Article 31 of the Ecuadorian Arbitration and Mediation Law (AML) states that an arbitral award can only be challenged through an annulment procedure. The grounds for annulment of an arbitral award are numerus clausus and they refer exclusively to in procedendo errors, i.e., (i) failure to serve the claim to the defendant provided that (i.a) the process started and ended without the participation of the defendant, and (i.b) it has limited the defendant’s right of defence; (ii) failure to notify one of the parties with an order of the Tribunal provided that this fact has limited or prevented the exercise of that party’s right of defence; (iii) failure to hear or take evidence despite the existence of facts that must be justified; (iv.a) the arbitral award decided matters that fall outside the scope of the arbitral agreement; (iv.b) extra or ultra petita decision; and, (v) breach of the procedure for the appointment of the arbitral tribunal.
According to the same article, a request for annulment has to be filed within 10 days of the day on which the award has become final.

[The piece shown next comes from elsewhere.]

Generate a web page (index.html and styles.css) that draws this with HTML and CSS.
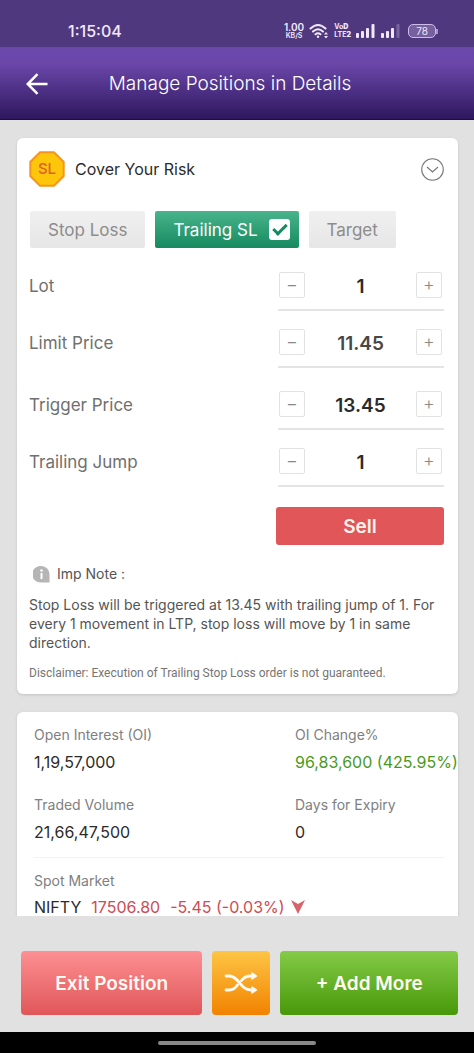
FILE: index.html
```html
<!DOCTYPE html>
<html lang="en">
<head>
<meta charset="utf-8">
<meta name="viewport" content="width=device-width, initial-scale=1">
<title>Manage Positions in Details</title>
<link rel="stylesheet" href="styles.css">
</head>
<body>
<div class="status-bar">
  <span class="clock">1:15:04</span>
  <div class="status-icons">
    <div class="speed"><span class="speed-value">1.00</span><span class="speed-unit">KB/S</span></div>
    <svg class="wifi" width="20" height="16" viewBox="0 0 20 16" fill="none" stroke="currentColor" stroke-width="2" stroke-linecap="round">
      <path d="M1.500 5.500Q9 -1.500 16.500 5.500M4 8.500Q9 4 14 8.500M6.500 11.300Q9 9.300 11.500 11.300"/>
      <circle cx="9" cy="13.800" r="1.200" fill="currentColor" stroke="none"/>
      <path d="M15 11.500l2-2.500 2 2.500zM15 13l2 2.500 2-2.500z" fill="currentColor" stroke="none"/>
    </svg>
    <div class="volte"><span>Vo<b>D</b></span><span>LTE<b>2</b></span></div>
    <svg width="20" height="15" viewBox="0 0 20 15" fill="currentColor">
      <rect x="0" y="10" width="3" height="5" rx="1"/><rect x="5" y="8" width="3" height="7" rx="1"/><rect x="10" y="5" width="3" height="10" rx="1"/><rect x="15.500" y="1" width="3" height="14" rx="1"/>
    </svg>
    <svg width="20" height="15" viewBox="0 0 20 15" fill="currentColor">
      <rect x="0" y="10" width="3" height="5" rx="1"/><rect x="5" y="8" width="3" height="7" rx="1"/><rect x="10" y="5" width="3" height="10" rx="1"/><rect x="15.500" y="1" width="3" height="14" rx="1" opacity=".25"/>
    </svg>
    <div class="battery"><span>78</span></div>
  </div>
</div>

<header class="app-bar">
  <button class="back" type="button" aria-label="Back">
    <svg width="22" height="22" viewBox="0 0 22 22" fill="none" stroke="currentColor" stroke-width="2.500"><path d="M21.500 11H2M11.500 1.200L1.700 11l9.800 9.800"/></svg>
  </button>
  <h1>Manage Positions in Details</h1>
</header>

<main class="content">
  <section class="card risk">
    <div class="risk-head">
      <svg class="sl-badge" width="36" height="36" viewBox="0 0 36 36">
        <path d="M11 1.300h14L34.700 11v14L25 34.700H11L1.300 25V11z" fill="#fdc60a" stroke="#f7941d" stroke-width="2"/>
        <text x="18" y="23" text-anchor="middle">SL</text>
      </svg>
      <h2>Cover Your Risk</h2>
      <button class="collapse" type="button" aria-label="Collapse">
        <svg width="23" height="23" viewBox="0 0 23 23" fill="none" stroke="currentColor" stroke-width="1.100"><circle cx="11.500" cy="11.500" r="10.800"/><path d="M6 9l5.500 5L17 9"/></svg>
      </button>
    </div>

    <div class="tabs">
      <button class="tab" type="button">Stop Loss</button>
      <label class="tab active">Trailing SL <input class="tick" type="checkbox" checked></label>
      <button class="tab" type="button">Target</button>
    </div>

    <div class="fields">
      <div class="field">
        <label for="lot">Lot</label>
        <div class="stepper"><button type="button" aria-label="Decrease lot">−</button><input id="lot" type="text" value="1"><button type="button" aria-label="Increase lot">+</button></div>
      </div>
      <div class="field">
        <label for="limit">Limit Price</label>
        <div class="stepper"><button type="button" aria-label="Decrease limit price">−</button><input id="limit" class="soft" type="text" value="11.45"><button type="button" aria-label="Increase limit price">+</button></div>
      </div>
      <div class="field spaced">
        <label for="trigger">Trigger Price</label>
        <div class="stepper"><button type="button" aria-label="Decrease trigger price">−</button><input id="trigger" type="text" value="13.45"><button type="button" aria-label="Increase trigger price">+</button></div>
      </div>
      <div class="field">
        <label for="jump">Trailing Jump</label>
        <div class="stepper"><button type="button" aria-label="Decrease trailing jump">−</button><input id="jump" type="text" value="1"><button type="button" aria-label="Increase trailing jump">+</button></div>
      </div>
    </div>

    <button class="sell" type="button">Sell</button>

    <div class="note-head">
      <svg width="17" height="17" viewBox="0 0 17 17"><path d="M8.500 0a8.300 8.300 0 1 0 0 16.500H16.500V8.300A8.200 8.200 0 0 0 8.500 0z" fill="#b5b5b5"/><circle cx="8.500" cy="4.500" r="1.300" fill="#fff"/><path d="M8.500 7v6" fill="none" stroke="#fff" stroke-width="2"/></svg>
      <span>Imp Note :</span>
    </div>
    <p class="note">Stop Loss will be triggered at 13.45 with trailing jump of 1. For every 1 movement in LTP, stop loss will move by 1 in same direction.</p>
    <p class="disclaimer">Disclaimer: Execution of Trailing Stop Loss order is not guaranteed.</p>
  </section>

  <section class="card market">
    <dl class="stats">
      <div><dt>Open Interest (OI)</dt><dd>1,19,57,000</dd></div>
      <div><dt>OI Change%</dt><dd class="up">96,83,600 (425.95%)</dd></div>
      <div><dt>Traded Volume</dt><dd>21,66,47,500</dd></div>
      <div><dt>Days for Expiry</dt><dd>0</dd></div>
    </dl>
    <div class="spot">
      <div class="spot-label">Spot Market</div>
      <div class="spot-line"><span>NIFTY</span><span class="down">17506.80</span><span class="down">-5.45 (-0.03%)</span>
        <svg width="14" height="14" viewBox="0 0 14 14"><path d="M0 0l7 4 7-4-7 14z" fill="#d9636b"/></svg>
      </div>
    </div>
  </section>
</main>

<footer class="actions">
  <button class="action exit" type="button">Exit Position</button>
  <button class="action swap" type="button" aria-label="Switch position">
    <svg width="34" height="24" viewBox="0 0 34 24" fill="none" stroke="currentColor" stroke-width="2.800" stroke-linecap="round" stroke-linejoin="round">
      <path d="M2 5H5.500C15 5 16 19 27 19M2 19H5.500C9.500 19 11.500 17 13.500 14M17.500 9.500C19.500 6.500 22 5 27 5"/>
      <path d="M28 2l4.500 3L28 8zM28 16l4.500 3-4.500 3z" fill="currentColor" stroke-width="1.500"/>
    </svg>
  </button>
  <button class="action add" type="button">+ Add More</button>
</footer>
<div class="nav-bar"><span class="nav-handle"></span></div>
</body>
</html>
```
FILE: styles.css
```css
*, *::before, *::after { box-sizing: border-box; }

body {
  margin: 0;
  height: 100vh;
  display: flex;
  flex-direction: column;
  overflow: hidden;
  background: #e1e1e1;
  color: #2b2b2b;
  font-family: Inter, "Liberation Sans", sans-serif;
}

button, input { font: inherit; color: inherit; margin: 0; padding: 0; border: 0; background: none; }
button { cursor: pointer; }
h1, h2, p, dl, dd { margin: 0; font-weight: 400; }
svg { display: block; flex: none; }

/* Device status bar */
.status-bar {
  display: flex;
  justify-content: space-between;
  align-items: center;
  height: 47px;
  padding: 14px 38px 0 68px;
  background: #50387f;
  color: #f1e8fb;
}
.clock { font-size: 16px; font-weight: 500; }
.status-icons { display: flex; align-items: center; gap: 5px; }
.speed { display: flex; flex-direction: column; align-items: center; font-weight: 600; }
.speed-value { font-size: 10px; line-height: 10px; }
.speed-unit { font-size: 7px; line-height: 8px; }
.volte { display: flex; flex-direction: column; font-size: 7px; font-weight: 700; line-height: 8px; }
.battery {
  position: relative;
  width: 28px;
  height: 14px;
  margin-left: 2px;
  border: 1px solid #cdbce6;
  border-radius: 5px;
  background: #76609f;
  font-size: 10px;
  line-height: 12px;
  text-align: center;
}
.battery::after {
  content: "";
  position: absolute;
  top: 4px;
  right: -3px;
  width: 2px;
  height: 5px;
  background: #a894c8;
}

/* Title bar */
.app-bar {
  display: grid;
  grid-template-columns: 26px 1fr 26px;
  align-items: center;
  height: 73px;
  padding: 0 40px 0 26px;
  background: linear-gradient(#6b48ac 0, #6946a8 24%, #2f185f 98%, #1f0d47 98%);
  color: #fff;
}
.app-bar h1 { font-size: 19px; font-weight: 300; text-align: center; }

/* Scrolling content */
.content {
  flex: 1;
  min-height: 0;
  overflow: hidden;
  padding: 18px 16px 0 17px;
}
.card { border-radius: 6px; background: #fff; box-shadow: 0 1px 3px #0002; }

.risk { padding: 13px 14px 13px 12px; }
.risk-head { display: flex; align-items: center; gap: 10px; }
.risk-head h2 { flex: 1; font-size: 16px; }
.sl-badge text { font-size: 15px; font-weight: 500; fill: #e0602a; }
.collapse { color: #777; }

.tabs { display: flex; gap: 10px; margin-top: 24px; padding-left: 1px; }
.tab {
  display: flex;
  align-items: center;
  gap: 11px;
  height: 37px;
  padding: 0 18px;
  border-radius: 2px;
  background: linear-gradient(#f0f0f0, #e6e6e6);
  color: #8c8c8c;
  font-size: 17px;
}
.tab.active { padding-right: 9px; background: linear-gradient(#49b48b, #168a60); color: #fff; }
.tick {
  appearance: none;
  position: relative;
  width: 21px;
  height: 21px;
  border-radius: 3px;
  background: #fff;
}
.tick:checked::before {
  content: "";
  position: absolute;
  left: 7px;
  top: 2px;
  width: 8px;
  height: 14px;
  border: solid #168a60;
  border-width: 0 3px 3px 0;
  rotate: 45deg;
}

.fields { display: flex; flex-direction: column; gap: 18px; margin-top: 24px; }
.field { display: flex; justify-content: space-between; }
.field.spaced { margin-top: 5px; }
.field label { color: #707070; font-size: 17px; line-height: 28px; }
.stepper {
  display: flex;
  width: 166px;
  padding: 0 2px 11px 1px;
  border-bottom: 2px solid #e4e4e4;
}
.stepper button {
  flex: none;
  width: 26px;
  height: 26px;
  border: 1px solid #e2e2e2;
  border-radius: 2px;
  color: #888;
  font-size: 18px;
  font-weight: 300;
  line-height: 22px;
}
.stepper input { flex: 1; min-width: 0; height: 28px; margin-bottom: -2px; font-size: 19px; font-weight: 600; text-align: center; }
.stepper .soft { color: #484848; }

.sell {
  display: block;
  width: 168px;
  height: 38px;
  margin: 20px 0 0 auto;
  border-radius: 3px;
  background: #e15658;
  color: #fff4ec;
  font-size: 19px;
  font-weight: 600;
}

.note-head { display: flex; align-items: center; gap: 7px; margin-top: 19px; padding-left: 4px; color: #555; font-size: 14px; line-height: 20px; }
.note { margin-top: 11px; color: #555; font-size: 14px; line-height: 19px; }
.disclaimer { margin-top: 13px; color: #757575; font-family: Roboto, Inter, sans-serif; font-size: 12px; line-height: 16px; }

/* Market figures */
.market { margin-top: 18px; padding: 12px 14px 12px 17px; }
.stats { display: grid; grid-template-columns: 261px 1fr; row-gap: 16px; padding-bottom: 9px; border-bottom: 1px solid #f2f2f2; }
dt, .spot-label { color: #808080; font-size: 14px; line-height: 22px; }
dd, .spot-line { font-size: 16px; line-height: 22px; white-space: nowrap; }
dd { margin-top: 5px; height: 27px; }
.up { color: #479a1c; }
.down { color: #cf4b52; }
.spot { padding-top: 12px; }
.spot-line { display: flex; align-items: center; gap: 10px; margin-top: 4px; }
.spot-line svg { margin-left: -4px; }

/* Bottom actions */
.actions { display: grid; grid-template-columns: 182fr 58px 178fr; gap: 10px; padding: 35px 16px 17px 21px; }
.action {
  display: flex;
  align-items: center;
  justify-content: center;
  height: 64px;
  border-radius: 4px;
  color: #fffaf2;
  font-size: 19px;
  font-weight: 600;
}
.exit { background: linear-gradient(#fd9093, #e05658); }
.swap { background: linear-gradient(#fec545, #f28200); }
.add { background: linear-gradient(#84cb47, #48980a); }

.nav-bar { display: flex; justify-content: center; align-items: center; height: 21px; background: #000; }
.nav-handle { width: 158px; height: 4px; border-radius: 2px; background: #888; }
```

With the request for annulment and subject to post a security, a party can also request a stay of enforcement of the award. The decision on annulment has to be delivered by the President of the respective Provincial Court -court of appeal- within 30 days of receiving the file.
The Odyssey: History of a Problem
The first problem that litigators faced with the annulment procedure of arbitral awards related to the procedure to be followed by the President of the Provincial Court. Some Courts used to apply the so-called procedimiento ordinario procedure instead of the procedure established in article 31 of the AML. The application of this procedure used to cause a considerable delay in the resolution of annulment proceedings. On 5 May 2009, the Constitutional Court ruled (Judgment No. 0008-2008-DI) that the annulment proceeding was a special procedure, and therefore the procedimiento ordinario was not applicable to the annulment of arbitral awards.
The second problem was whether or not there could be an appeal against the decision of the President of the Provincial Court. Traditionally, when the President of the Provincial Court was the judge of first instance, the Specialized Chamber of the Provincial Court could hear the dispute on appeal. The case law concerning the admissibility of an appeal against the decision of annulment of an arbitral award was absolutely divided. Whether the appeal was admitted or not, depended on the chamber that heard the case. Even the National Court of Justice rendered contradictory decisions in the matter (see Asociación Ecuatoriana de Ecoturismo ASEC v. Ministerio de Turismo, 2 March, 2010; and Latin Amercia Telecom Inc. v. Pacifictel S.A., 11 June 2007).
The final problem concerned whether or not a Casación recourse could be filed against the final decision on annulment. Casación is a special recourse intended to control the legality, uniformity and properness of judicial decisions. Casación allows the National Court of Justice to make a de iure review of a lower court’s decisions. In the case of annulment of arbitral awards, the discussion centred on the nature of the annulment procedure and if the annulment decision was one of the decisions that could be subject to Casación. It may not come as a surprise to learn that case law in this matter was divided as well. Some decisions established that, since the annulment procedure did not resolve or refer to the underlying rights of the dispute nor to the dispute in itself – it was not a conocimiento procedure – an annulment decision was not subject to Casación (see for instance Colonial Compañía de Seguros y Reajustes S.A. v La Ganga Rca. Cía. Ltda., 10 October 2001; Inmodiursa S.A. v. Compañía Alfredo Ribadeneira Arquitectos Cía. Ltda., 13 May 2013). The other side of the argument contended that an annulment decision was subject to Casación because it fundamentally decided over the parties’ rights – therefore it was a conocimiento procedure (see Impocomjaher Cía. Ltda., Judgment No. 10-2009, 5 February 2009; Trasinvest S.A. v. BMI Financial Group Inc., 18 January 2010).
The Constitutional Court Decision
On 22 April 2015, the Constitutional Court of Ecuador rendered a judgment in the case Ministerio de Transporte y Obras Públicas y Procuraduría General del Estado v. Fiduciaria Ecuador Fiduecuador (Judgment No. 124-15-SEP-CC, 22 April 2015) clarifying the procedure for the annulment of arbitral awards. In this judgment the Court ruled that (i) there can be an appeal from the annulment decision of the President of the Provincial Court, (ii) there can be Casación over the final decision on annulment, and, (iii) in all cases – the decision of the President, the decision of the Specialized Chamber, and the Casación – judges cannot review the Tribunal’s decision on merits of the dispute.
One could certainly disagree with the Constitutional Court’s reasoning, or – policy wise – consider it inappropriate to admit all these recourses into an annulment procedure. Nonetheless one thing holds true, this decision will bring more certainty and predictability to this conflicted area. Yet, since the procedure confirmed by the court is a lengthy and complex one, it is still to be seen whether this decision has put an end to or ratified what has been, for quite a few years, an arbitral odyssey.